Although my husband J.L. and I are avid hikers in the Smokies now—that wasn’t always so. Growing up in east Tennessee, our families took occasional trips to the mountains for picnics, short walks up the trails, or afternoons exploring the craft shops of Gatlinburg, but J.L. and I never took our first official “hike” until mid-life when we hiked with friends to Grotto Falls one Saturday. To our surprise and delight, we loved it… discovering that hiking was simply a joyous walk in the woods versus some sort of rugged, sweaty, arduous effort like we’d imagined. Always outdoors lovers, we immediately began to explore other trails in the mountains.
Getting into our new adventure with zest, we picked up a pile of hiking guides to learn more about trails to explore. But we then began to run into difficulties—from our perspective. Many guidebooks didn’t begin describing the trail until ten to twelve miles up the way—while we’d turned around long before that as weekend hikers. In addition, the books’ ratings of trail difficulty seldom matched our “new hiker” status, with their idea of “easy” very different from ours. We also found the guidebooks we studied often failed to mention points of interest along the early portions of the trail we were likely to see—a falls, historic home, an interesting bridge—and mileage to these points or to trail intersections along the way were often not included.
As we explored our first trails, I wrote notes in a journal detailing each hike and J.L. took lots of photos.
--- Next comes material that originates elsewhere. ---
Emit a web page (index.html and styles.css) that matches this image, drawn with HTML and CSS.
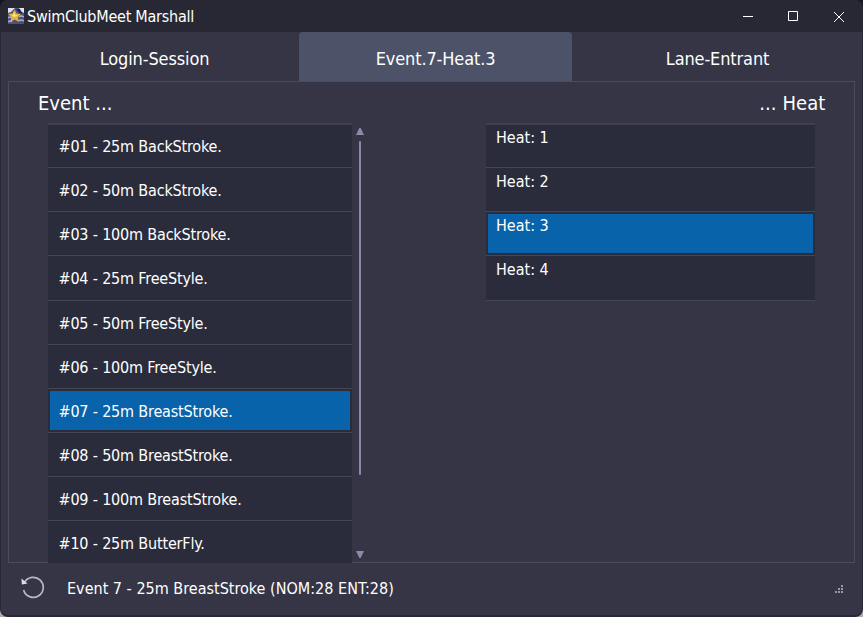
FILE: index.html
```html
<!DOCTYPE html>
<html lang="en">
<head>
<meta charset="utf-8">
<title>SwimClubMeet Marshall</title>
<link rel="stylesheet" href="styles.css">
</head>
<body>
<div class="window">
  <header class="titlebar">
    <svg class="logo" width="16" height="16" viewBox="0 0 16 16">
      <rect width="16" height="16" fill="#4a5080"/>
      <path d="M0 0H7L3 4L0 5ZM11 0H16V5L12 3Z" fill="#dfe1ed"/>
      <path d="M8 1H12L14 5L12 6Z" fill="#202545"/>
      <path d="M0 10Q2 8 4 10M0 14Q2 12 4 14M11 9Q13 7 16 9M11 13Q13 11 16 13" fill="none" stroke="#aeb2d5" stroke-width="1.3"/>
      <path d="M6.500 1.500L8.500 5.500L13 6L10 9L11 14L6.700 11.500L2.400 14L3.300 9L0 6L4.500 5.500Z" fill="#e4b33c"/>
      <path d="M6.300 4L7.200 7H10L7 9L4 8Z" fill="#ffdf7c"/>
    </svg>
    <h1 class="title">SwimClubMeet Marshall</h1>
    <svg class="controls" width="104" height="14" viewBox="0 0 104 14" fill="none" stroke="#fff">
      <path d="M0 6.500H10M45.500 1.500H54.500V10.500H45.500ZM91 2L101 12M101 2L91 12"/>
    </svg>
  </header>
  <nav class="tabs">
    <span class="tab">Login-Session</span>
    <span class="tab active">Event.7-Heat.3</span>
    <span class="tab">Lane-Entrant</span>
  </nav>
  <main class="panel">
    <section class="events">
      <h2>Event ...</h2>
      <div class="scroller">
        <ul class="list">
          <li>#01 - 25m BackStroke.</li>
          <li>#02 - 50m BackStroke.</li>
          <li>#03 - 100m BackStroke.</li>
          <li>#04 - 25m FreeStyle.</li>
          <li>#05 - 50m FreeStyle.</li>
          <li>#06 - 100m FreeStyle.</li>
          <li class="selected">#07 - 25m BreastStroke.</li>
          <li>#08 - 50m BreastStroke.</li>
          <li>#09 - 100m BreastStroke.</li>
          <li>#10 - 25m ButterFly.</li>
        </ul>
        <div class="scrollbar">
          <svg width="8" height="7" viewBox="0 0 8 7"><path d="M3.300 0H4.700L8 7H0Z"/></svg>
          <div class="thumb"></div>
          <svg width="8" height="7" viewBox="0 0 8 7"><path d="M0 0H8L4.700 7H3.300Z"/></svg>
        </div>
      </div>
    </section>
    <section class="heats">
      <h2>... Heat</h2>
      <ul class="list">
        <li>Heat: 1</li>
        <li>Heat: 2</li>
        <li class="selected">Heat: 3</li>
        <li>Heat: 4</li>
      </ul>
    </section>
  </main>
  <footer class="status">
    <svg class="refresh" width="24" height="24" viewBox="0 0 24 24">
      <path d="M3.500 7.500A10 10 0 1 1 2.600 15" fill="none" stroke="#b7b7c8" stroke-width="1.700"/>
      <path d="M0.500 3.500L0.800 9.500L6.500 8.600Z" fill="#dcdce6"/>
    </svg>
    <span class="message">Event 7 - 25m BreastStroke (NOM:28 ENT:28)</span>
    <svg class="grip" width="8" height="8" viewBox="0 0 8 8" fill="#9698ad">
      <path d="M6 0h2v2h-2zM3 3h2v2h-2zM6 3h2v2h-2zM0 6h2v2h-2zM3 6h2v2h-2zM6 6h2v2h-2z"/>
    </svg>
  </footer>
</div>
</body>
</html>
```
FILE: styles.css
```css
* { box-sizing: border-box; }
body { margin: 0; background: linear-gradient(#16161f 50%, #aaa 50%); }
.window {
  width: 863px; height: 617px;
  display: flex; flex-direction: column;
  overflow: hidden;
  border: solid #272735; border-width: 0 1px 2px;
  border-radius: 8px;
  background: #353546;
  color: #fff;
  font-family: Tahoma, "DejaVu Sans Condensed", "DejaVu Sans", sans-serif;
  font-stretch: condensed;
  font-size: 16px;
  letter-spacing: -0.18px;
  white-space: nowrap;
}
h1, h2, ul { margin: 0; padding: 0; font-weight: 400; list-style: none; }
.titlebar { height: 32px; flex: none; display: flex; align-items: center; padding: 0 17px 0 7px; background: #272834; }
.title { font-size: 16px; margin-left: 3px; line-height: 32px; padding-top: 2px; letter-spacing: -0.25px; }
.controls { margin-left: auto; margin-right: -2px; margin-top: 2px; }
.tabs { height: 49px; flex: none; display: grid; grid-template-columns: 273px 273px 273px; justify-content: center; margin-left: 13px; margin-right: 6px; }
.tab { display: flex; align-items: center; justify-content: center; font-size: 18px; padding-top: 4px; padding-left: 1px; letter-spacing: -0.13px; }
.tab:first-child { padding-right: 16px; }
.tab:last-child { padding-left: 19px; }
.tab.active { background: #4c5268; border-radius: 4px 4px 0 0; }
.panel { height: 482px; flex: none; margin: 0 7px; border: 1px solid #4a4b5c; display: flex; justify-content: space-between; }
h2 { font-size: 20px; height: 41px; line-height: 42px; letter-spacing: 0; }
.events { width: 356px; padding-left: 39px; }
.events h2 { margin-left: -10px; }
.scroller { display: flex; height: 440px; }
.list { width: 304px; }
.list li { height: 44.15px; border-top: 1px solid #454655; background: #2b2c3b; padding-left: 10.5px; line-height: 46.2px; }
.list li:first-child { border-top: 2px solid #3e3f4f; line-height: 44.2px; }
.scroller .list { overflow: hidden; }
.list li.selected { background: linear-gradient(#0863aa, #0863aa) 2px 2px / calc(100% - 4px) calc(100% - 4px) no-repeat #2b2c3b; }
.scrollbar { display: flex; flex-direction: column; align-items: center; width: 8px; margin-left: 4px; padding: 5px 0 5px; fill: #898aaa; }
.thumb { width: 2px; height: 334px; background: #898aaa; margin: 6px 0 auto; border-radius: 1px; }
.heats { width: 368px; padding-right: 39px; }
.heats h2 { text-align: right; margin-right: -10.5px; letter-spacing: 0.1px; }
.heats .list { width: 329px; border-bottom: 1px solid #454655; }
.heats .list li { line-height: 28.2px; padding-left: 10px; letter-spacing: 0; }
.heats .list li:first-child { line-height: 26.2px; }
.status { flex: 1; display: flex; align-items: center; padding: 0 19px 3px 20px; }
.refresh { margin-top: -1px; }
.message { margin-left: 22px; margin-top: 1px; letter-spacing: 0.01px; }
.grip { margin-left: auto; margin-top: 2px; }
```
It didn’t long for us to decide to write our own guidebook more suited to casual hikers like ourselves—a book non-Sierra-Club types or average visitors to the park might better relate to. The result, after exploring hundreds of trails on the Tennessee and North Carolina sides of the Smoky Mountains was THE AFTERNOON HIKER, published in 2014. Our book has 110 trail descriptions and over 300 color photos. To the best of our knowledge, ours is the only Smoky Mountain trails book with photos throughout.